▶ _Stated goal_
Take the material below and extract the lines from the one with "Write a component" through the one with "import React from", word for word, without pictures.

━━━━━ Record list ━━━━━

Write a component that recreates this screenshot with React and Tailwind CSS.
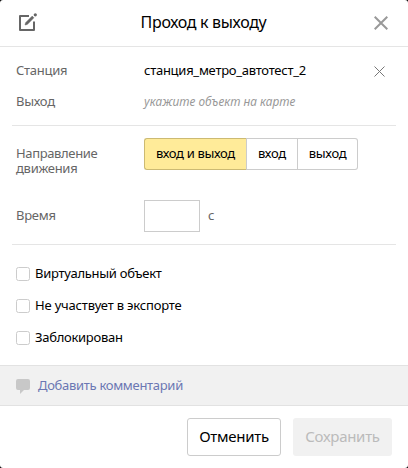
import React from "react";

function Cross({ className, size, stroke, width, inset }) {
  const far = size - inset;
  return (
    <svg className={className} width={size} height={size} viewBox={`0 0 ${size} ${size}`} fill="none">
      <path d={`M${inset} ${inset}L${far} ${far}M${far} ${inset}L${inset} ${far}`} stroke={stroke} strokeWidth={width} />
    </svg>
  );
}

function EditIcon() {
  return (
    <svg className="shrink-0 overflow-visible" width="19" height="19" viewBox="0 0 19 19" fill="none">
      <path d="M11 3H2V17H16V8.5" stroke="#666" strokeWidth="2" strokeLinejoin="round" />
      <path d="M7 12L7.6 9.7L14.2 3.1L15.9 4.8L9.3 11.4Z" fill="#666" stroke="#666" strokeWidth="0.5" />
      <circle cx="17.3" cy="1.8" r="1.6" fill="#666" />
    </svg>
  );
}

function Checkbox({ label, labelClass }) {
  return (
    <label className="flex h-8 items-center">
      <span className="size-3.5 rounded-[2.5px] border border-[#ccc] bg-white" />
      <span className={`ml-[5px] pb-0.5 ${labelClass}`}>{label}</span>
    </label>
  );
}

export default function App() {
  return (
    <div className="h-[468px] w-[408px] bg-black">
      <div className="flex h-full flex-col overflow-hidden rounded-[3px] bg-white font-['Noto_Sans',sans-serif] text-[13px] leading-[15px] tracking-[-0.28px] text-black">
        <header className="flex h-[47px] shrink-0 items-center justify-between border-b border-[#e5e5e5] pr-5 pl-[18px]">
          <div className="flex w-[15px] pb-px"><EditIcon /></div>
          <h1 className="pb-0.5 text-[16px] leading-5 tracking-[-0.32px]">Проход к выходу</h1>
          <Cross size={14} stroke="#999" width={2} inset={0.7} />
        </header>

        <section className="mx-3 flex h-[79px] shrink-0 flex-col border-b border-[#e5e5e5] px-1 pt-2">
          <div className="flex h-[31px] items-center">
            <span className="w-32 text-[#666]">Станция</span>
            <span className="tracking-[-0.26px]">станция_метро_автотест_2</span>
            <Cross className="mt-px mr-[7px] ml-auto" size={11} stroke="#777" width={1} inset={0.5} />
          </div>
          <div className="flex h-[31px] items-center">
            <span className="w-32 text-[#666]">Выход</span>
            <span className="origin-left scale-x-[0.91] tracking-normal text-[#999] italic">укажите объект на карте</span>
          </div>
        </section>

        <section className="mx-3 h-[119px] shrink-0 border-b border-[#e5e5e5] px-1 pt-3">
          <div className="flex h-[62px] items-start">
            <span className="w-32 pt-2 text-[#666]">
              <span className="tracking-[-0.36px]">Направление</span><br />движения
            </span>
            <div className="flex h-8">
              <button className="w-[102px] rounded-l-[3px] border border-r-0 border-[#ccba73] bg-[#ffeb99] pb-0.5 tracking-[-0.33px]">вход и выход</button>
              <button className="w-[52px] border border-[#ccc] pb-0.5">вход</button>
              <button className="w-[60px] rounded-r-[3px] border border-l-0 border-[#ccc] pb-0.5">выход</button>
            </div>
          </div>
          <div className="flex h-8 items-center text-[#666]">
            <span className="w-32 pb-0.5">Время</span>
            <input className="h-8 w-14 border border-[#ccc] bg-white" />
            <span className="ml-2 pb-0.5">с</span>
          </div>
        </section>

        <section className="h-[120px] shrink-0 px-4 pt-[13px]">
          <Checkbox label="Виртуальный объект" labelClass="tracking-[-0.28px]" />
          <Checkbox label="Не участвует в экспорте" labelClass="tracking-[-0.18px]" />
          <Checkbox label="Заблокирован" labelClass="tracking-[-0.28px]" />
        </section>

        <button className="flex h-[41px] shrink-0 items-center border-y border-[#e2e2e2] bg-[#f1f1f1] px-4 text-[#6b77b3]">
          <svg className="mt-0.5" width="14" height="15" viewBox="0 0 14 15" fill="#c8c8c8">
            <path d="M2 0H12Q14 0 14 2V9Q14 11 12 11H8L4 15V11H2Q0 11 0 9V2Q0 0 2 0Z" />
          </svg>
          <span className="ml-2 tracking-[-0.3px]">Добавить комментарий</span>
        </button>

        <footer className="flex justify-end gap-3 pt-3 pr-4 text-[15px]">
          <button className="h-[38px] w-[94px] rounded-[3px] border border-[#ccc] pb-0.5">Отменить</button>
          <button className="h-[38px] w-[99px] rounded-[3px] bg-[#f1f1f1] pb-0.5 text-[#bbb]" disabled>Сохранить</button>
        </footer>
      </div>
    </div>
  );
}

━━━━━
━━━━━ Record list ━━━━━

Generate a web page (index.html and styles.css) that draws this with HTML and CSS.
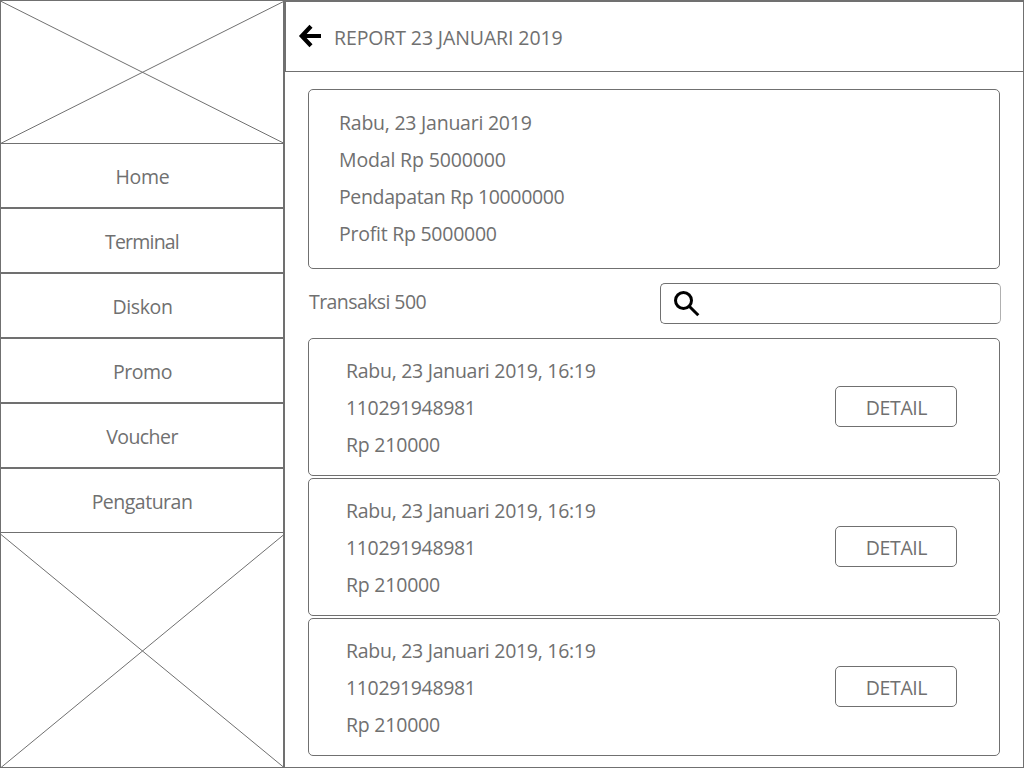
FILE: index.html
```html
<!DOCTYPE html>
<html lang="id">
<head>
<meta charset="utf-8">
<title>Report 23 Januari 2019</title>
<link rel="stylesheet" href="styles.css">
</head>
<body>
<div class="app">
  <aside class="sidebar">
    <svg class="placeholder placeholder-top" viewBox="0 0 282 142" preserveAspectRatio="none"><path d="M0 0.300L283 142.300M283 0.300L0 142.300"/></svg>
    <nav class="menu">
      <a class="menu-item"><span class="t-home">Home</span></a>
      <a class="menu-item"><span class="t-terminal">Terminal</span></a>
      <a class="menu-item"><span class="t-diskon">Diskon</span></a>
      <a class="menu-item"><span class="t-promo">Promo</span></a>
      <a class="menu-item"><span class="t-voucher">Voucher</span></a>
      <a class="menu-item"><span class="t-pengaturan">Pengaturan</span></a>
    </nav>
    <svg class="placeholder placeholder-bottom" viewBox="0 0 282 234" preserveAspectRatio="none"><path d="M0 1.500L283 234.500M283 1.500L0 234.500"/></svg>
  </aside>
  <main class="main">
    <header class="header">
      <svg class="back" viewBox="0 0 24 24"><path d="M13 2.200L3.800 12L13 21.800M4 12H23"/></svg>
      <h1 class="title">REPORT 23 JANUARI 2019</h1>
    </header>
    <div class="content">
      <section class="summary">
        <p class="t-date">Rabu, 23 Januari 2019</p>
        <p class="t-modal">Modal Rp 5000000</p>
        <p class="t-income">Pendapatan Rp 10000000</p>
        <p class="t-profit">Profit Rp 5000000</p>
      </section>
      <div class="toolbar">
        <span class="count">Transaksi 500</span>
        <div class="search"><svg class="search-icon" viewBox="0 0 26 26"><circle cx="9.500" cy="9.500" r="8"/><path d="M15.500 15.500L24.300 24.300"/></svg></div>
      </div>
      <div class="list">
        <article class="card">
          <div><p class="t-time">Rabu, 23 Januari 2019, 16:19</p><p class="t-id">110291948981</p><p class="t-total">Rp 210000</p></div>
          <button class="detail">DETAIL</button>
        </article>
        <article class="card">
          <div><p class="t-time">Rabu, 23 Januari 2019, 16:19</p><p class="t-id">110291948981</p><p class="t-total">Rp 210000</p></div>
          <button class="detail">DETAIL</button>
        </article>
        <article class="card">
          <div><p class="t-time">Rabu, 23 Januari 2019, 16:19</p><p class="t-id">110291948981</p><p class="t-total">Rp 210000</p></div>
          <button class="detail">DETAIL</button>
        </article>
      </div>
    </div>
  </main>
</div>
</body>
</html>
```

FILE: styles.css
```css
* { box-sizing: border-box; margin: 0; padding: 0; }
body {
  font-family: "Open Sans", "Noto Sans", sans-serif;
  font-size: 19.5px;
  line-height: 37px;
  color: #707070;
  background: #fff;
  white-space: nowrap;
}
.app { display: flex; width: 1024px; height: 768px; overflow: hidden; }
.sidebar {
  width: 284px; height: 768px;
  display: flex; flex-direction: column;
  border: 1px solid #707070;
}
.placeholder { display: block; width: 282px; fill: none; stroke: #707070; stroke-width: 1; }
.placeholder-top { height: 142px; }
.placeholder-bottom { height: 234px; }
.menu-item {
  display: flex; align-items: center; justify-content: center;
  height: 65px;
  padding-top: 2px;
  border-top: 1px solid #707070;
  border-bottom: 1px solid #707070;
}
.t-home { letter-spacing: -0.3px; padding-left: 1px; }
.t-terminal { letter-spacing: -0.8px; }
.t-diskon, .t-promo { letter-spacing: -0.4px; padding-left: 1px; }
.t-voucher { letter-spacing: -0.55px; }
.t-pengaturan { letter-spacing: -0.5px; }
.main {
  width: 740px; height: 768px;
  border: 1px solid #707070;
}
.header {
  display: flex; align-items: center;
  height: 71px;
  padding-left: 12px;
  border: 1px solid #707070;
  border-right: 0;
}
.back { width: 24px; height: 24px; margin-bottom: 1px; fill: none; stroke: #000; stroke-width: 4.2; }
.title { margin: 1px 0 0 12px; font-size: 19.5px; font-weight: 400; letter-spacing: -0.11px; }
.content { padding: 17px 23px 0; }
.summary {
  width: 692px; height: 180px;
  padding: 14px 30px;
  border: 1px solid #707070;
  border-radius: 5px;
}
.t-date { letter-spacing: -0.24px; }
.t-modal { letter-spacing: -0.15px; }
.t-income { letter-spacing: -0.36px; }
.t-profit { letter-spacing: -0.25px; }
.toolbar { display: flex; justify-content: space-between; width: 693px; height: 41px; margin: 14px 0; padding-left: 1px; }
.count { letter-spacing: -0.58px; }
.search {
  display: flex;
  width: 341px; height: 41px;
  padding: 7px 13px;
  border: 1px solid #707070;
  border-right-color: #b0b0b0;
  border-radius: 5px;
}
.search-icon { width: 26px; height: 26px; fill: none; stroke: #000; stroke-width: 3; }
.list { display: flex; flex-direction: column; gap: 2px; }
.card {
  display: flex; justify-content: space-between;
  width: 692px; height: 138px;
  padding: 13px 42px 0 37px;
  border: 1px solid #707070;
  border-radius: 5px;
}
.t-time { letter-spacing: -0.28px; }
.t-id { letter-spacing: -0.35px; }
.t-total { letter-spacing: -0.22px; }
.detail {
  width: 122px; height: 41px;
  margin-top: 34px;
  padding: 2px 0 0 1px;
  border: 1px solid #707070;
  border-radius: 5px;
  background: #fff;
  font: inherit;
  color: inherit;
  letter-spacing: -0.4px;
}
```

━━━━━

▶ _Worked solution_
Write a component that recreates this screenshot with React and Tailwind CSS.
import React from "react";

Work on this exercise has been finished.